Hokkien Mooncake (Scholar Cake)

via Her World

The Hokkien mooncake is as much a symbol of good luck for those taking exams as it is for appreciating the full moon. Traditionally, these cakes were given to scholars who sat for Imperial exams in ancient China, hence their nickname “scholar cakes”. The best performing scholar would receive the biggest cake.

This flat, round cake has a sweet filling of candied wintermelon, melon seeds, and tangerine peel, wrapped in glutinous rice flour coated in lard. There’s usually a large, red stamp on top of the cake, with the base and sides sometimes coated in sesame.

Beijing Zilaihong Mooncake

Via Quora

Beijing has a number of mooncakes, but the most popular is the red mooncake (自来红月饼, zilaihong yuebing). It’s filled with brown sugar, Osmanthus blossoms, fruit shreds, nuts, seeds, and dried orange peel.

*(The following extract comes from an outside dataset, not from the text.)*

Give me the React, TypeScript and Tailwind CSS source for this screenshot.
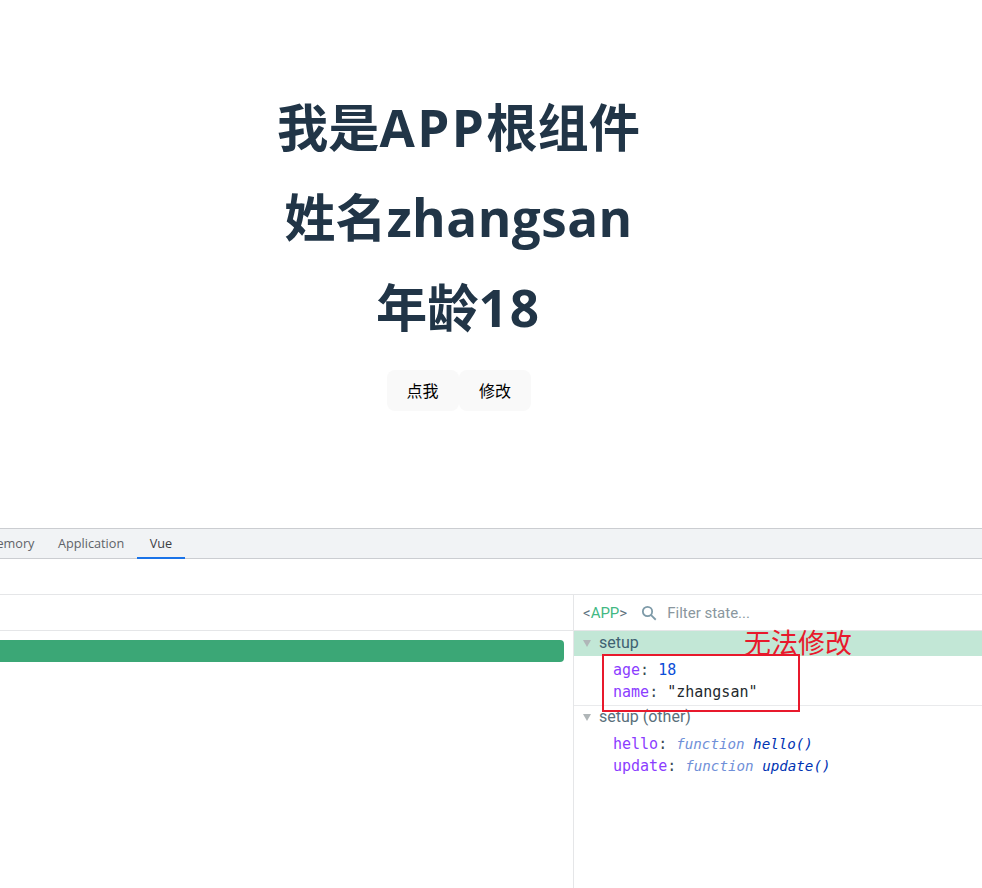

Fanmao mooncake (翻毛月饼, flipping feather mooncake) is also popular, which is made of five nuts or hawthorn fruit, walnuts, pine nuts, pumpkin seeds, orange peels, raising and/or sugared rose petals.

Teochew Mooncake

Unlike other mooncakes, the Teochew version has a flaky pastry that’s shaped more like a spiral dome. It’s also got a yam or taro filling. Known as la biala means lard, which is used for the pastry – in the Chaoshan region (east of Guangdong where Teochews are from). The mooncakes can also be filled with lotus seed and mung bean pastes.

Suzhou Mooncake

via Serious Eats

Smaller than other mooncakes, they have a flaky layered dough and are made with a lot of sugar and lard, with a minced pork filling. While it’s a ‘mooncake’, this delicacy is served hot all year round like a regular snack in Suzhou.

Shanghai Mooncake

via Butterkicap

The Shanghai mooncake is typically encased in a rich, buttery, and crumbly crust and are stuffed with pastes like lotus seed, taro, sweetened red bean paste – occasionally with egg yolks.

The mooncake’s crust, which is shaped more like an undecorated round bun than a fancy Cantonese mooncake, tastes somewhat like kaya toast.

Mooncakes around Asia

The Mid Autumn Festival is celebrated with mooncakes across Asia too. In Vietnam, you can find a variety of mooncakes (bánh nướng) that can be either sweet or savoury, stuffed with ingredients like lotus, mung bean, coconut, meat, and are either square or circular which can come in baked or glutinous (sticky) crusts.

Hopia (via Wikipedia)

In Japan, you’ll find the familiar-looking mooncake – called geppei (月餅) – which is normally sold all year round, mainly in Japan’s Chinatowns. The Philippines and Indonesia have a simplified mooncake called hopia (meaning “good cakes”), which is a snack that’s available year-round.

Mid-Autumn Festival in Korea is called Chuseok, which is celebrated by eating songpyeon (송편), a traditional Korean steamed rice cake stuffed with sweet fillings like sesame seeds, cinnamon, jujube, honey, black beans, and mung beans. The rice skin resembles the shape of a full moon but once it is stuffed, the shape resembles a half-moon.